** Begin Provided data **
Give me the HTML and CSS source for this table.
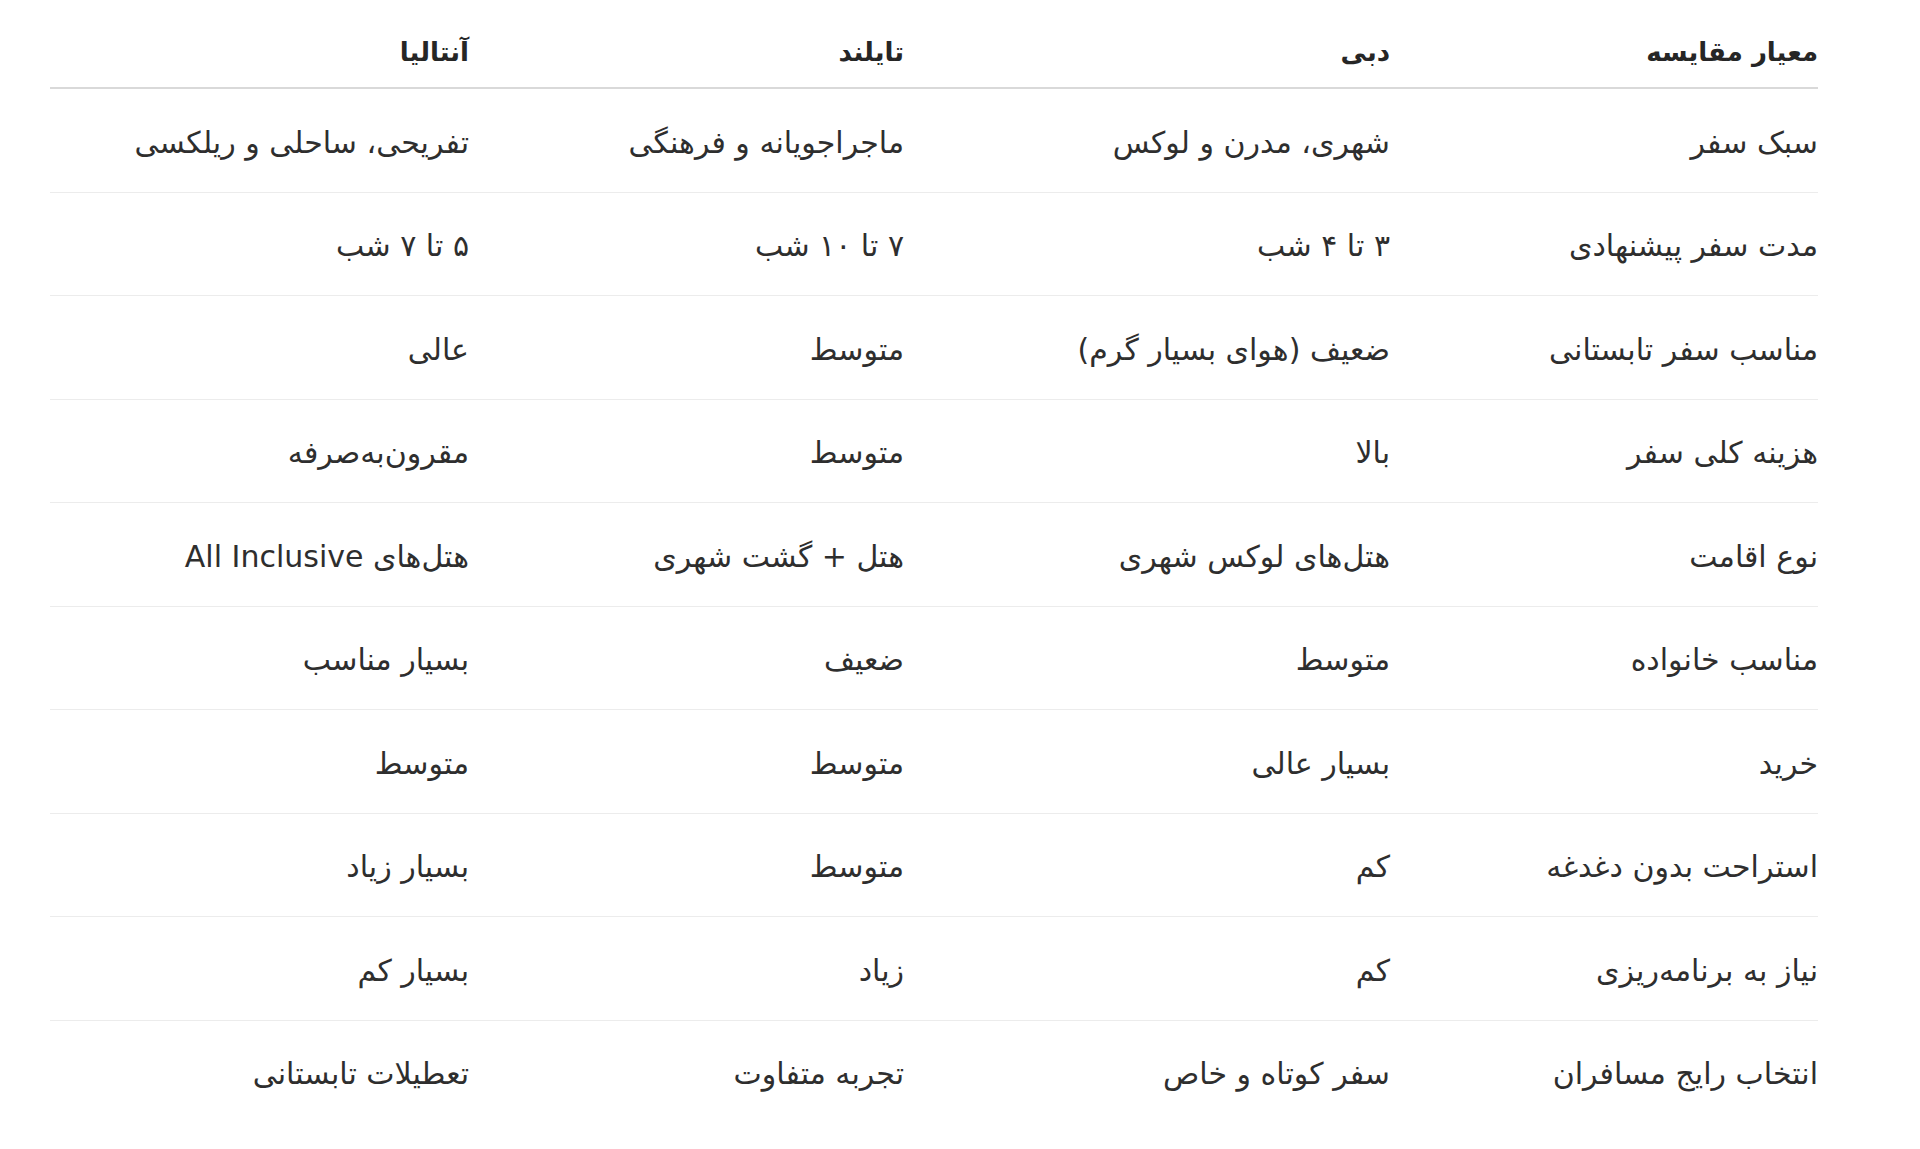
FILE: index.html
```html
<!DOCTYPE html>
<html lang="fa" dir="rtl">
<head>
<meta charset="utf-8">
<title>مقایسه مقصدها</title>
<link rel="stylesheet" href="styles.css">
</head>
<body>
<main class="page">
<table class="compare">
<colgroup>
<col class="c1"><col class="c2"><col class="c3"><col class="c4">
</colgroup>
<thead>
<tr><th>معیار مقایسه</th><th>دبی</th><th>تایلند</th><th>آنتالیا</th></tr>
</thead>
<tbody>
<tr><td>سبک سفر</td><td>شهری، مدرن و لوکس</td><td>ماجراجویانه و فرهنگی</td><td>تفریحی، ساحلی و ریلکسی</td></tr>
<tr><td>مدت سفر پیشنهادی</td><td>۳ تا ۴ شب</td><td>۷ تا ۱۰ شب</td><td>۵ تا ۷ شب</td></tr>
<tr><td>مناسب سفر تابستانی</td><td>ضعیف (هوای بسیار گرم)</td><td>متوسط</td><td>عالی</td></tr>
<tr><td>هزینه کلی سفر</td><td>بالا</td><td>متوسط</td><td>مقرون‌به‌صرفه</td></tr>
<tr><td>نوع اقامت</td><td>هتل‌های لوکس شهری</td><td>هتل + گشت شهری</td><td>هتل‌های All Inclusive</td></tr>
<tr><td>مناسب خانواده</td><td>متوسط</td><td>ضعیف</td><td>بسیار مناسب</td></tr>
<tr><td>خرید</td><td>بسیار عالی</td><td>متوسط</td><td>متوسط</td></tr>
<tr><td>استراحت بدون دغدغه</td><td>کم</td><td>متوسط</td><td>بسیار زیاد</td></tr>
<tr><td>نیاز به برنامه‌ریزی</td><td>کم</td><td>زیاد</td><td>بسیار کم</td></tr>
<tr><td>انتخاب رایج مسافران</td><td>سفر کوتاه و خاص</td><td>تجربه متفاوت</td><td>تعطیلات تابستانی</td></tr>
</tbody>
</table>
</main>
</body>
</html>
```

FILE: styles.css
```css
html, body {
  margin: 0;
  padding: 0;
  background: #ffffff;
}

body {
  font-family: "DejaVu Sans", "Noto Sans", sans-serif;
  color: #2e2e2e;
}

.page {
  padding: 18px 102px 0 50px;
}

.compare {
  width: 1768px;
  border-collapse: collapse;
  table-layout: fixed;
}

.c1 { width: 428px; }
.c2 { width: 486px; }
.c3 { width: 435px; }
.c4 { width: 419px; }

.compare th,
.compare td {
  text-align: right;
  padding: 0;
  vertical-align: middle;
  white-space: nowrap;
}

.compare th {
  font-size: 26px;
  font-weight: bold;
  height: 67px;
  padding-bottom: 2px;
  border-bottom: 2px solid #d9d9d9;
  color: #262626;
}

.compare td {
  font-size: 30px;
  font-weight: normal;
  height: 98.5px;
  padding-top: 4px;
  border-bottom: 1px solid #ececec;
}

.compare tbody tr:last-child td {
  border-bottom: none;
}
```
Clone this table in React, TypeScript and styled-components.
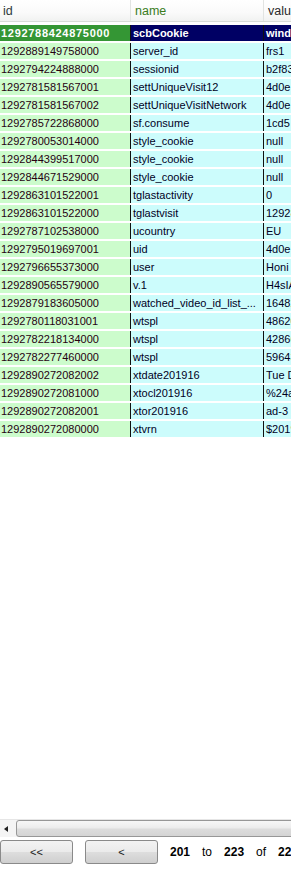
import React from "react";
import styled, { createGlobalStyle } from "styled-components";

const Global = createGlobalStyle`
  html, body { margin: 0; padding: 0; background: #ffffff; overflow: hidden; }
  body { font-family: "Liberation Sans", Arial, sans-serif; }
`;

const Page = styled.div`
  width: 291px;
  height: 877px;
  display: flex;
  flex-direction: column;
  overflow: hidden;
`;

const TableArea = styled.div`
  flex: 1;
  overflow: hidden;
  display: flex;
  flex-direction: column;
  width: 420px;
`;

const HeaderRow = styled.div`
  display: grid;
  grid-template-columns: 130px 133px 157px;
  height: 21px;
  background: linear-gradient(#ffffff, #fafafa 60%, #f1f2f1);
  border-bottom: 1px solid #d8dcd8;
  margin-bottom: 3px;
`;

const HeaderCell = styled.div<{ $color: string; $first?: boolean }>`
  display: flex;
  align-items: center;
  padding-left: ${(p) => (p.$first ? "3px" : "4px")};
  border-left: ${(p) => (p.$first ? "none" : "1px solid #e2e4e2")};
  color: ${(p) => p.$color};
  font-size: 12.5px;
`;

const Rows = styled.div`
  display: flex;
  flex-direction: column;
  gap: 2px;
`;

const Row = styled.div`
  display: grid;
  grid-template-columns: 130px 133px 157px;
  height: 16px;
`;

const Cell = styled.div<{ $kind: "id" | "text"; $selected?: boolean }>`
  display: flex;
  align-items: center;
  white-space: nowrap;
  overflow: hidden;
  font-size: 11px;
  padding-left: ${(p) => (p.$kind === "id" ? "1px" : "2px")};
  border-left: ${(p) => (p.$kind === "id" ? "none" : "1px solid #101010")};
  background: ${(p) =>
    p.$selected ? (p.$kind === "id" ? "#349634" : "#000064") : p.$kind === "id" ? "#ccfccc" : "#ccfcfc"};
  color: ${(p) => (p.$selected ? "#ffffff" : p.$kind === "id" ? "#260012" : "#00001e")};
  font-weight: ${(p) => (p.$selected ? "bold" : "normal")};
  letter-spacing: ${(p) => (p.$selected && p.$kind === "id" ? "0.7px" : "0")};
`;

const ScrollBar = styled.div`
  height: 17px;
  display: flex;
  align-items: stretch;
  background: #f3f3f3;
  border-top: 1px solid #e6e6e6;
`;

const ArrowButton = styled.div`
  width: 16px;
  display: flex;
  align-items: center;
  justify-content: center;
  background: #f4f4f4;
`;

const ArrowLeft = styled.div`
  width: 0;
  height: 0;
  border-top: 3.5px solid transparent;
  border-bottom: 3.5px solid transparent;
  border-right: 4px solid #202020;
  margin-right: 4px;
`;

const Thumb = styled.div`
  flex: 1;
  margin: 0 -4px 0 0;
  border: 1px solid #979797;
  border-radius: 3px 0 0 3px;
  background: linear-gradient(#f7f7f7 0%, #ececec 45%, #dcdcdc 55%, #d4d4d4 100%);
`;

const Pager = styled.div`
  display: flex;
  align-items: center;
  height: 24px;
  margin-top: 3px;
  margin-bottom: 13px;
  white-space: nowrap;
`;

const PagerButton = styled.button<{ $w: number }>`
  width: ${(p) => p.$w}px;
  height: 24px;
  margin: 0 12px 0 0;
  padding: 0;
  border: 1px solid #8a8a8a;
  border-radius: 3px;
  background: linear-gradient(#f3f3f3 0%, #ebebeb 48%, #dddddd 52%, #cfcfcf 100%);
  font-family: "Liberation Sans", Arial, sans-serif;
  font-size: 11px;
  color: #1a1a1a;
  flex-shrink: 0;
`;

const PageText = styled.span<{ $bold?: boolean }>`
  font-size: ${(p) => (p.$bold ? "12px" : "12px")};
  font-weight: ${(p) => (p.$bold ? "bold" : "normal")};
  color: #000;
  margin-right: 12px;
  flex-shrink: 0;
`;

const data: [string, string, string][] = [
  ["1292788424875000", "scbCookie", "window"],
  ["1292889149758000", "server_id", "frs1"],
  ["1292794224888000", "sessionid", "b2f83"],
  ["1292781581567001", "settUniqueVisit12", "4d0e"],
  ["1292781581567002", "settUniqueVisitNetwork", "4d0e"],
  ["1292785722868000", "sf.consume", "1cd5"],
  ["1292780053014000", "style_cookie", "null"],
  ["1292844399517000", "style_cookie", "null"],
  ["1292844671529000", "style_cookie", "null"],
  ["1292863101522001", "tglastactivity", "0"],
  ["1292863101522000", "tglastvisit", "12928"],
  ["1292787102538000", "ucountry", "EU"],
  ["1292795019697001", "uid", "4d0e"],
  ["1292796655373000", "user", "Honi"],
  ["1292890565579000", "v.1", "H4sIA"],
  ["1292879183605000", "watched_video_id_list_...", "16482"],
  ["1292780118031001", "wtspl", "48620"],
  ["1292782218134000", "wtspl", "42866"],
  ["1292782277460000", "wtspl", "59643"],
  ["1292890272082002", "xtdate201916", "Tue D"],
  ["1292890272081000", "xtocl201916", "%24a"],
  ["1292890272082001", "xtor201916", "ad-3"],
  ["1292890272080000", "xtvrn", "$2019"],
];

export default function App() {
  return (
    <Page>
      <Global />
      <TableArea>
        <HeaderRow>
          <HeaderCell $first $color="#2e3a3a">id</HeaderCell>
          <HeaderCell $color="#3a7c1c">name</HeaderCell>
          <HeaderCell $color="#2a2a2a">value</HeaderCell>
        </HeaderRow>
        <Rows>
          {data.map(([id, name, value], i) => (
            <Row key={id}>
              <Cell $kind="id" $selected={i === 0}>{id}</Cell>
              <Cell $kind="text" $selected={i === 0}>{name}</Cell>
              <Cell $kind="text" $selected={i === 0}>{value}</Cell>
            </Row>
          ))}
        </Rows>
      </TableArea>
      <ScrollBar>
        <ArrowButton>
          <ArrowLeft />
        </ArrowButton>
        <Thumb />
      </ScrollBar>
      <Pager>
        <PagerButton $w={73}>&lt;&lt;</PagerButton>
        <PagerButton $w={73}>&lt;</PagerButton>
        <PageText $bold>201</PageText>
        <PageText>to</PageText>
        <PageText $bold>223</PageText>
        <PageText>of</PageText>
        <PageText $bold>223</PageText>
      </Pager>
    </Page>
  );
}
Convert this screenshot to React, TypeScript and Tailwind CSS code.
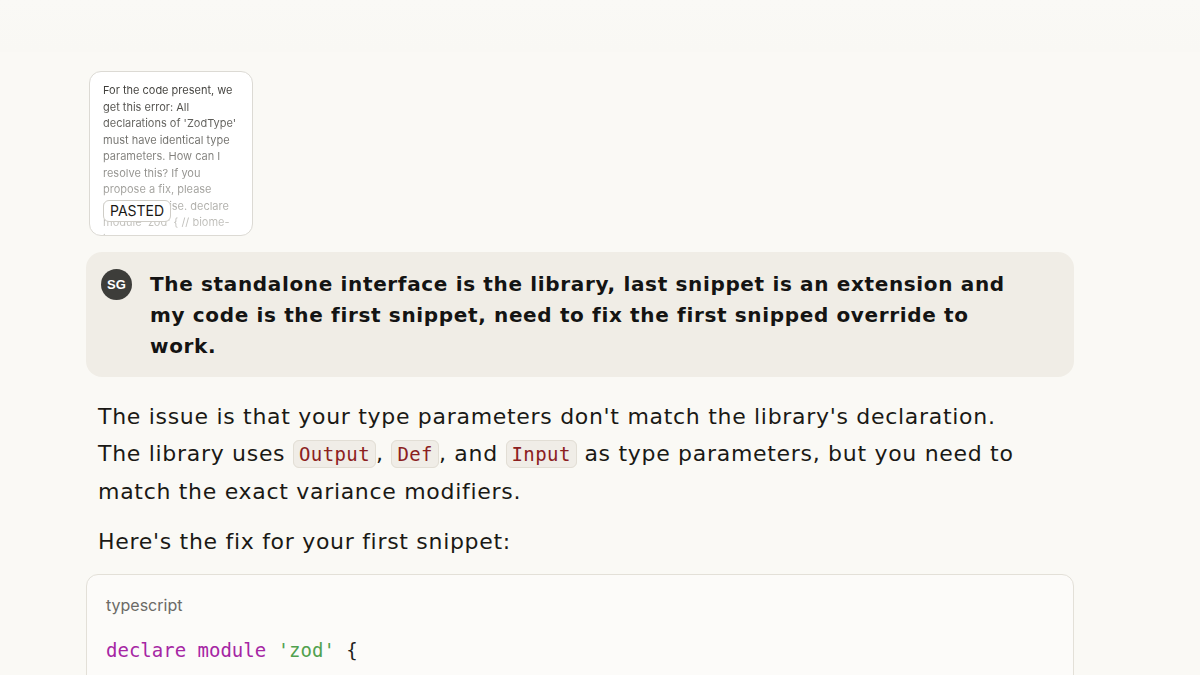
import React from "react";

const mainFont = { fontFamily: '"DejaVu Sans", "Noto Sans", sans-serif' };

function InlineCode({ children }: { children: React.ReactNode }) {
  return (
    <code className="rounded-[6px] border border-[#e2ded5] bg-[#f0ede7] px-[5px] py-[2px] font-['DejaVu_Sans_Mono',monospace] text-[19px] tracking-[0.4px] text-[#8b2020]">
      {children}
    </code>
  );
}

export default function App() {
  return (
    <div className="h-[675px] w-[1200px] overflow-hidden bg-[#faf9f5] text-[#1a1915]">
      <div className="h-[52px] bg-gradient-to-b from-[#faf9f6] to-[#f9f8f4]" />
      <div className="ml-[86px] w-[988px]">
        {/* pasted card */}
        <div className="relative ml-[3px] mt-[19px] h-[165px] w-[164px] overflow-hidden rounded-[12px] border border-[#dcdad4] bg-white pl-[13px] pr-[12px] pt-[10px]">
          <p
            className="bg-gradient-to-b from-[#3a3935] via-[#8a8985] to-[#d6d5d0] bg-clip-text text-[11px] leading-[16.5px] text-transparent"
            style={{ fontFamily: 'Inter, "Noto Sans", sans-serif' }}
          >
            For the code present, we get this error: All declarations of 'ZodType' must have identical type parameters. How can I resolve this? If you propose a fix, please make it concise. declare module 'zod' {'{'} // biome-ignore
          </p>
          <div
            className="absolute left-[13px] top-[128px] rounded-[6px] border border-[#cfcdc7] bg-white px-[6px] text-[14px] leading-[20px] text-[#1a1915]"
            style={{ fontFamily: 'Inter, "Noto Sans", sans-serif' }}
          >
            PASTED
          </div>
        </div>

        {/* user bubble */}
        <div className="mt-[16px] flex items-start gap-[18px] rounded-[16px] bg-[#f0ede6] pb-[15px] pl-[15px] pr-[54px] pt-[17px]">
          <div
            className="flex h-[31px] w-[31px] shrink-0 items-center justify-center rounded-full bg-[#3d3d3a] text-[13px] font-bold text-white"
            style={{ fontFamily: '"Liberation Sans", Arial, sans-serif' }}
          >
            SG
          </div>
          <p className="text-[20px] font-bold leading-[31px] tracking-[0.65px] text-[#141413]" style={mainFont}>
            The standalone interface is the library, last snippet is an extension and my code is the first snippet, need to fix the first snipped override to work.
          </p>
        </div>

        {/* assistant */}
        <div className="pl-[12px] pr-[46px]" style={mainFont}>
          <p className="mt-[21px] text-[22px] leading-[37px] tracking-[0.7px]">
            The issue is that your type parameters don't match the library's declaration. The library uses <InlineCode>Output</InlineCode>, <InlineCode>Def</InlineCode>, and <InlineCode>Input</InlineCode> as type parameters, but you need to match the exact variance modifiers.
          </p>
          <p className="mt-[13px] text-[22px] leading-[37px] tracking-[0.7px]">Here's the fix for your first snippet:</p>
        </div>

        {/* code block */}
        <div className="mt-[14px] h-[200px] rounded-[12px] border border-[#e3e0d8] bg-[#fcfbf9] px-[19px] pt-[18px]">
          <div className="text-[16px] leading-[24px] text-[#6b6a66]" style={{ fontFamily: 'Inter, "Noto Sans", sans-serif' }}>
            typescript
          </div>
          <pre className="mt-[16px] text-[19px] leading-[34px]" style={{ fontFamily: '"DejaVu Sans Mono", monospace' }}>
            <span className="text-[#a626a4]">declare</span> <span className="text-[#a626a4]">module</span>{" "}
            <span className="text-[#50a14f]">'zod'</span> <span className="text-[#1f1e1d]">{"{"}</span>
            {"\n"}
            {"  "}<span className="text-[#a0a1a7]">// biome-ignore lint/correctness/noUnusedVariables: needed</span>
          </pre>
        </div>
      </div>
    </div>
  );
}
** End Provided data **
• **Task prompt**: Whichever lines contain the string "React", select and copy them.

• **Solution to this problem**:
Clone this table in React, TypeScript and styled-components.
import React from "react";
Convert this screenshot to React, TypeScript and Tailwind CSS code.
import React from "react";
function InlineCode({ children }: { children: React.ReactNode }) {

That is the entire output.